Basically, variation describes the relation between two or more quantities. e.g. workers and work done, children and noise, entrepreneurs and start ups. More workers means more work done; more children means more noise; more entrepreneurs means more start ups and so on… These are examples of direct variation i.e. if one quantity increases, the other increases proportionally. Then there are quantities that have inverse variation between them e.g. workers and time taken. If there are more workers, time taken to complete a work will be less.
Let’s discuss direct variation today.
Formally, let’s say x varies directly with y. If x takes values \(x_1\), \(x_2\), \(x_3\)… and y takes values \(y_1\), \(y_2\), \(y_3\) … correspondingly, then \(\frac{x_1}{y_1} = \frac{x_2}{y_2} = \frac{x_3}{y_3} =\) Some constant value
In other words, ratio of x and y stays the same in different instances.

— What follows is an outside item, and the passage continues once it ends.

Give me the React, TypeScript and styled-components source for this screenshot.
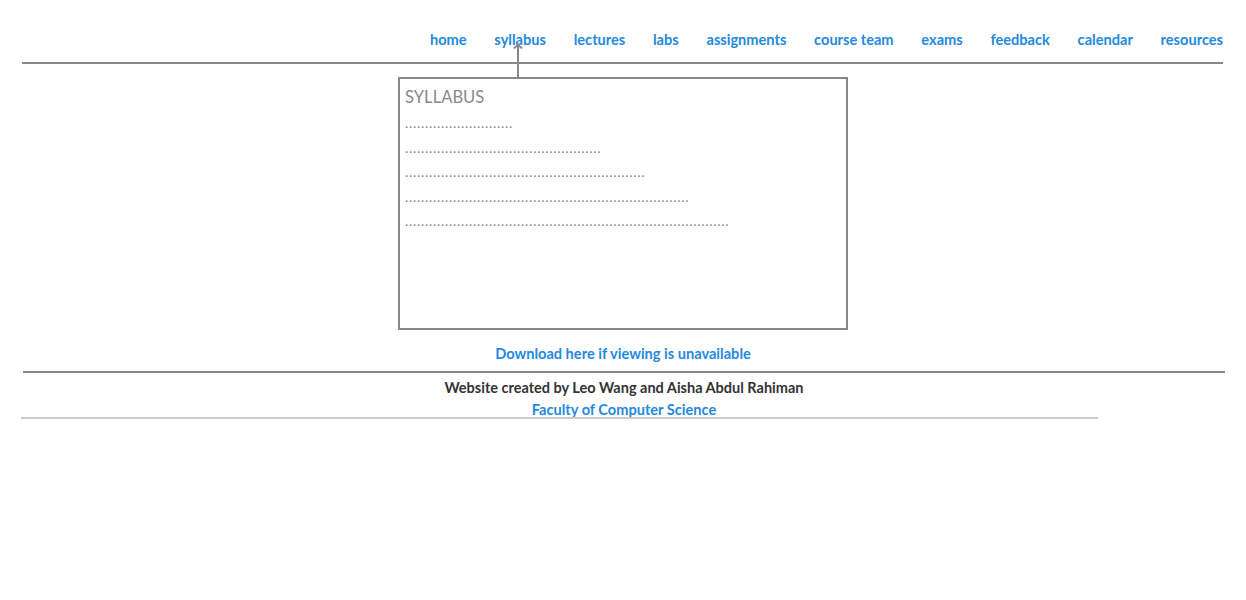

(Notice that this is the same as \(\frac{x_1}{x_2} = \frac{y_1}{y_2}\))
It might seem a little cumbersome when put this way but the truth is that direct variation is quite intuitive. A couple of questions will make it clear.
Question 1: 20 workmen can make 35 widgets in 5 days. How many workmen are needed to make 105 widgets in 5 days?
(A) 7
(B) 20
(C) 25
(D) 30
(E) 60
Solution: Notice that the number of days stays the same so we can ignore it. Now think, how are workmen and widgets related? If the number of workmen increases, the number of widget made also increases proportionally. You need to find the new number of workmen required. The number of widgets has become thrice (105/35 = 3) so number of workmen needed will become thrice as well (remember, the number of workmen will increase in the same proportion).
We need 20*3 = 60 workmen
Answer (E) This question is discussed HERE.
The concept of variation is very intuitive. If the number of widgets required doubles, the number of workmen required to make them in the same amount of time will double too. If the number of widgets required becomes one fourth, the number of workmen required to make them in the same amount of time will become one fourth too.
A quantity can directly vary with some power of another quantity. Let’s take an example of this scenario too.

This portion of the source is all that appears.